DATA =>
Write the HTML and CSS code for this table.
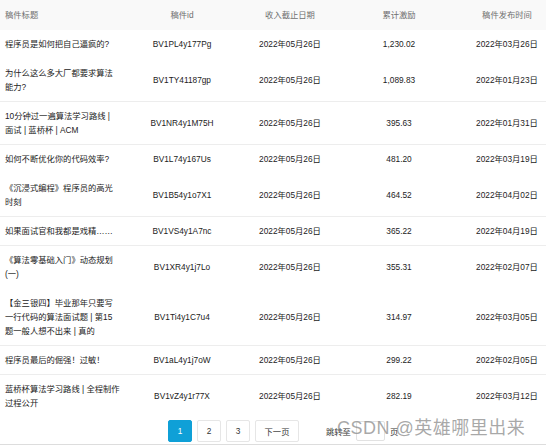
FILE: index.html
```html
<!DOCTYPE html>
<html lang="zh-CN">
<head>
<meta charset="utf-8">
<title>稿件收入</title>
<link rel="stylesheet" href="styles.css">
</head>
<body>
<div class="page">
  <div class="table-wrap">
    <table class="data-table">
      <colgroup>
        <col class="c-title">
        <col class="c-id">
        <col class="c-date">
        <col class="c-num">
        <col class="c-pub">
      </colgroup>
      <thead>
        <tr>
          <th class="left">稿件标题</th>
          <th>稿件id</th>
          <th>收入截止日期</th>
          <th>累计激励</th>
          <th>稿件发布时间</th>
        </tr>
      </thead>
      <tbody>
        <tr class="faint">
          <td class="left">程序员是如何把自己逼疯的?</td>
          <td>BV1PL4y177Pg</td>
          <td>2022年05月26日</td>
          <td>1,230.02</td>
          <td>2022年03月26日</td>
        </tr>
        <tr>
          <td class="left">为什么这么多大厂都要求算法能力?</td>
          <td>BV1TY41187gp</td>
          <td>2022年05月26日</td>
          <td>1,089.83</td>
          <td>2022年01月23日</td>
        </tr>
        <tr>
          <td class="left">10分钟过一遍算法学习路线 | 面试 | 蓝桥杯 | ACM</td>
          <td>BV1NR4y1M75H</td>
          <td>2022年05月26日</td>
          <td>395.63</td>
          <td>2022年01月31日</td>
        </tr>
        <tr class="faint">
          <td class="left">如何不断优化你的代码效率?</td>
          <td>BV1L74y167Us</td>
          <td>2022年05月26日</td>
          <td>481.20</td>
          <td>2022年03月19日</td>
        </tr>
        <tr>
          <td class="left">《沉浸式编程》程序员的高光时刻</td>
          <td>BV1B54y1o7X1</td>
          <td>2022年05月26日</td>
          <td>464.52</td>
          <td>2022年04月02日</td>
        </tr>
        <tr>
          <td class="left">如果面试官和我都是戏精……</td>
          <td>BV1VS4y1A7nc</td>
          <td>2022年05月26日</td>
          <td>365.22</td>
          <td>2022年04月19日</td>
        </tr>
        <tr class="faint">
          <td class="left">《算法零基础入门》动态规划(一)</td>
          <td>BV1XR4y1j7Lo</td>
          <td>2022年05月26日</td>
          <td>355.31</td>
          <td>2022年02月07日</td>
        </tr>
        <tr>
          <td class="left">【金三银四】毕业那年只要写一行代码的算法面试题 | 第15<wbr>题一般人想不出来 | 真的</td>
          <td>BV1Ti4y1C7u4</td>
          <td>2022年05月26日</td>
          <td>314.97</td>
          <td>2022年03月05日</td>
        </tr>
        <tr>
          <td class="left">程序员最后的倔强！过敏！</td>
          <td>BV1aL4y1j7oW</td>
          <td>2022年05月26日</td>
          <td>299.22</td>
          <td>2022年02月05日</td>
        </tr>
        <tr class="faint">
          <td class="left">蓝桥杯算法学习路线 | 全程制作过程公开</td>
          <td>BV1vZ4y1r77X</td>
          <td>2022年05月26日</td>
          <td>282.19</td>
          <td>2022年03月12日</td>
        </tr>
      </tbody>
    </table>
  </div>
  <div class="pager">
    <span class="pg-btn active">1</span>
    <span class="pg-btn">2</span>
    <span class="pg-btn">3</span>
    <span class="pg-btn next">下一页</span>
    <span class="jump">跳转至</span>
    <span class="jump-input"></span>
    <span class="jump-unit">页</span>
  </div>
  <div class="bottom-rule"></div>
  <div class="watermark">CSDN @英雄哪里出来</div>
</div>
</body>
</html>
```
FILE: styles.css
```css
html, body {
  margin: 0;
  padding: 0;
  background: #ffffff;
  overflow: hidden;
}
body {
  font-family: "Liberation Sans", "Noto Sans CJK SC", sans-serif;
  font-size: 8.3px;
  color: #222222;
}
.page {
  position: relative;
  width: 546px;
  height: 447px;
}
.table-wrap {
  width: 546px;
  overflow: hidden;
}
.data-table {
  width: 557px;
  table-layout: fixed;
  border-collapse: collapse;
}
.c-title { width: 125px; }
.c-id { width: 114px; }
.c-date { width: 102px; }
.c-num { width: 116px; }
.c-pub { width: 100px; }

.data-table th,
.data-table td {
  padding: 7px 5px;
  line-height: 14px;
  text-align: center;
  vertical-align: middle;
  border-bottom: 1px solid #ededed;
  word-break: normal;
}
.data-table th {
  background: #f9f9f9;
  color: #6f6f6f;
  font-weight: normal;
  padding-top: 8px;
  border-bottom-color: #f9f9f9;
}
.data-table .left {
  text-align: left;
}
.data-table tr.faint td {
  border-bottom-color: #ffffff;
}

.pager {
  display: flex;
  align-items: center;
  height: 22px;
  margin-top: 2px;
  padding-left: 168px;
  gap: 5px;
}
.pg-btn {
  box-sizing: border-box;
  height: 22px;
  min-width: 24px;
  padding: 0 4px;
  border: 1px solid #e6e6e6;
  border-radius: 2px;
  display: flex;
  align-items: center;
  justify-content: center;
  color: #333333;
  background: #ffffff;
}
.pg-btn.active {
  background: #0fa0d7;
  border-color: #0fa0d7;
  color: #ffffff;
}
.pg-btn.next {
  width: 44px;
}
.jump {
  margin-left: 22px;
  color: #333333;
}
.jump-input {
  box-sizing: border-box;
  width: 29px;
  height: 20px;
  border: 1px solid #e2e2e2;
  border-radius: 2px;
}
.jump-unit {
  color: #333333;
}
.bottom-rule {
  height: 2px;
  border-bottom: 1px solid #dddddd;
}
.watermark {
  position: absolute;
  left: 337px;
  top: 416px;
  font-family: "Liberation Sans", "Noto Sans CJK SC", sans-serif;
  font-size: 18px;
  line-height: 24px;
  letter-spacing: 0.5px;
  color: rgba(140, 140, 140, 0.75);
  white-space: nowrap;
}
```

WHAT YOU SHOULD DO => Tally the lines containing "table". Provide the number without any other words.

SOLUTION TO THIS EXERCISE => 12